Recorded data
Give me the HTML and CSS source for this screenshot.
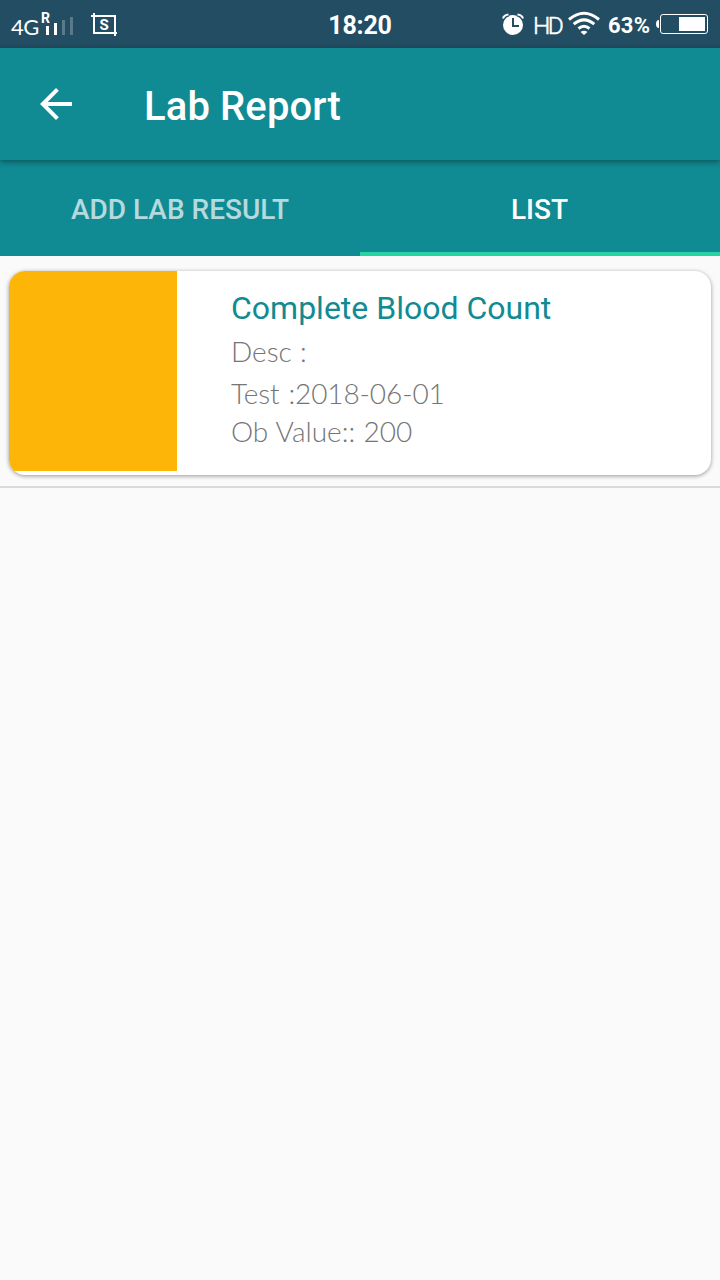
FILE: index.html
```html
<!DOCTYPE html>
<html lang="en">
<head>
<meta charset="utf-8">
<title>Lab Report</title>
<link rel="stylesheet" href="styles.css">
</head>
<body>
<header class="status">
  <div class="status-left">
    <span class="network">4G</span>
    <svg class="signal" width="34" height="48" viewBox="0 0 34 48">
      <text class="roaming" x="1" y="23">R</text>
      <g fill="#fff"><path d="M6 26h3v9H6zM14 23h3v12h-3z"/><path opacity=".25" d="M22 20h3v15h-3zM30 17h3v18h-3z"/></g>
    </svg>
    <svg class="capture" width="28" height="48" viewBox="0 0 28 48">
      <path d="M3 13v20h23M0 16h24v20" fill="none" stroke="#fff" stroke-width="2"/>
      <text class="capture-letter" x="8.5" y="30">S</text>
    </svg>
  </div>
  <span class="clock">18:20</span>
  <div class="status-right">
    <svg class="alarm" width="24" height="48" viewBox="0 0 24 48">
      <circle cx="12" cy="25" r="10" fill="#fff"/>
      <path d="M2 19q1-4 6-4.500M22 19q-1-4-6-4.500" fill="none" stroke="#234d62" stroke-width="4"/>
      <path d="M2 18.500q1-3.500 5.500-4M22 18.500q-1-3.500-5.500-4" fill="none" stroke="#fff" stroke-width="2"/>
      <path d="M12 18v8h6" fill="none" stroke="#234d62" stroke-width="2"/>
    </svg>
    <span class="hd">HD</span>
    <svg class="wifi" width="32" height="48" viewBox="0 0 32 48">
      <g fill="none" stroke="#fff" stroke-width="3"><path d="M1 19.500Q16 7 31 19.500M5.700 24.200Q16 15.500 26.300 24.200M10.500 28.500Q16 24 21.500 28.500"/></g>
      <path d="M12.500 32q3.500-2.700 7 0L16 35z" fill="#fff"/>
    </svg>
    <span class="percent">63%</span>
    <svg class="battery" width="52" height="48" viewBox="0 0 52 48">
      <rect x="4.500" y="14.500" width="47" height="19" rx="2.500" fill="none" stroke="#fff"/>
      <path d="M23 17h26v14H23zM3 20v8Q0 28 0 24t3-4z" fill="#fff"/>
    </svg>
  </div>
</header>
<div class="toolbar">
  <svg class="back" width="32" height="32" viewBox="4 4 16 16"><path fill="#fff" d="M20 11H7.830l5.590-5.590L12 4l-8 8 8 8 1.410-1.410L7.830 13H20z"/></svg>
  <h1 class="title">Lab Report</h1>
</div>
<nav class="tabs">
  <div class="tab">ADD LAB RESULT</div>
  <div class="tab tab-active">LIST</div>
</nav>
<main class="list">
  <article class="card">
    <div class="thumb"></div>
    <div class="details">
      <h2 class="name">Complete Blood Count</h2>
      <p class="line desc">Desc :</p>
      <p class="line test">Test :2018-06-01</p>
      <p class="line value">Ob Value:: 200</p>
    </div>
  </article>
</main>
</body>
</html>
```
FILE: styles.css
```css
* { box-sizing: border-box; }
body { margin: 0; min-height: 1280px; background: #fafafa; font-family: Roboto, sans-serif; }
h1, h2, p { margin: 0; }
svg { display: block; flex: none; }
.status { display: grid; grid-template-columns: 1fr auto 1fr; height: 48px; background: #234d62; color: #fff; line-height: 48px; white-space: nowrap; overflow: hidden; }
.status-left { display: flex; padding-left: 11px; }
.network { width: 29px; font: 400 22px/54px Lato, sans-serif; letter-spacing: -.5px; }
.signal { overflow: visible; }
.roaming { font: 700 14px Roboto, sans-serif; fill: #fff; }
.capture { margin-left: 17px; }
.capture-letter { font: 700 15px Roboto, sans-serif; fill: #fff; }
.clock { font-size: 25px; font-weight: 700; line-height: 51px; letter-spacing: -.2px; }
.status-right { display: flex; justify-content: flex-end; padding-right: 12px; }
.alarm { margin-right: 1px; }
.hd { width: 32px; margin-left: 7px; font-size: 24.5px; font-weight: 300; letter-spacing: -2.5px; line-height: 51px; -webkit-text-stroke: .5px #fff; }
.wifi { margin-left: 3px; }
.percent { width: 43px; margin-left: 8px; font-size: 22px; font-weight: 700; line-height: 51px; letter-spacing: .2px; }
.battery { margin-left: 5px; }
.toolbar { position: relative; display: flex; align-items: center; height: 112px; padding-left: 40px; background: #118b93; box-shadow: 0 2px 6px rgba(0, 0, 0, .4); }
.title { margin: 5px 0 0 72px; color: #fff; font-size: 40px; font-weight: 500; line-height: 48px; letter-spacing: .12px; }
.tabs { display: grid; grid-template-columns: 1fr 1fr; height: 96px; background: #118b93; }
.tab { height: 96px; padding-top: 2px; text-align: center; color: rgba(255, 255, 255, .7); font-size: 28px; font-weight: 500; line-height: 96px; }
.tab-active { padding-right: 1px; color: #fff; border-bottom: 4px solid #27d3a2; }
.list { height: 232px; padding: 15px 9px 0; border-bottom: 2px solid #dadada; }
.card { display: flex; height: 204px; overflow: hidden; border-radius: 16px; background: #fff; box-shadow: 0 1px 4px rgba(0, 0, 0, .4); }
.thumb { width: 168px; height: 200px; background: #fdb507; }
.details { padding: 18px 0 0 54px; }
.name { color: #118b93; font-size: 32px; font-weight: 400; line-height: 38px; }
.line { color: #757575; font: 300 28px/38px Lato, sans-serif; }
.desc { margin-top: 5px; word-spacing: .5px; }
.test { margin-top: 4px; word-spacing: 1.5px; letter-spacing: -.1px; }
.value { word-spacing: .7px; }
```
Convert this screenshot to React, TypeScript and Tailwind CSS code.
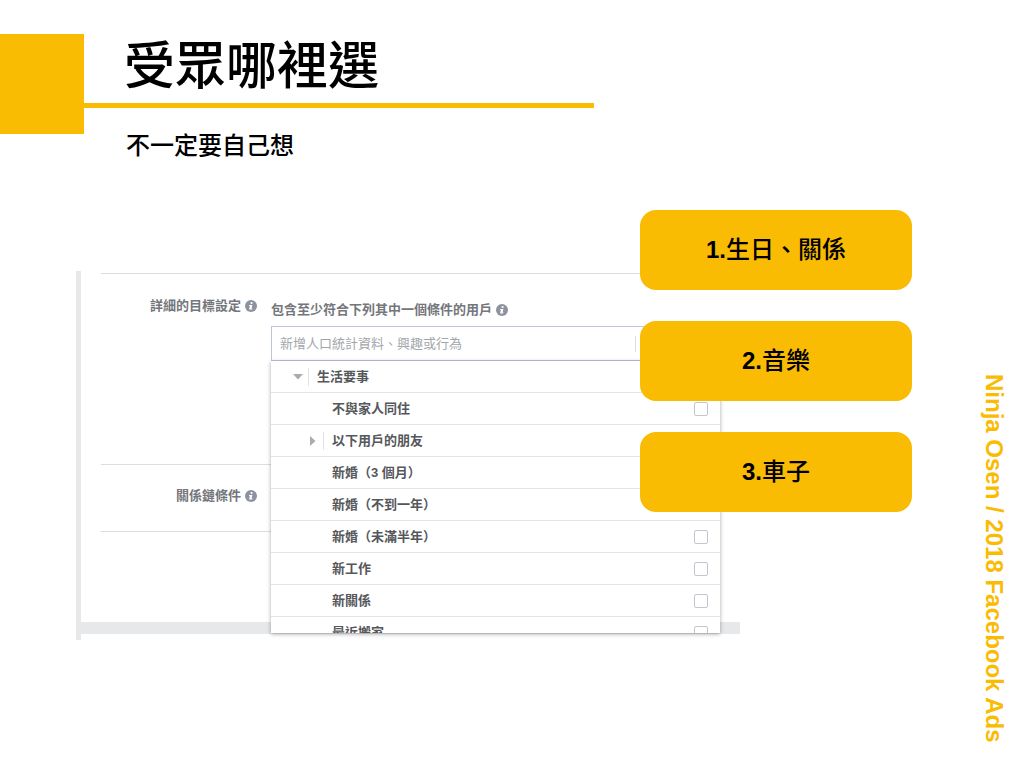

Goal of the exercise
Extract all lines of the records above that include "this".

Exercise answer
Give me the HTML and CSS source for this screenshot.
Convert this screenshot to React, TypeScript and Tailwind CSS code.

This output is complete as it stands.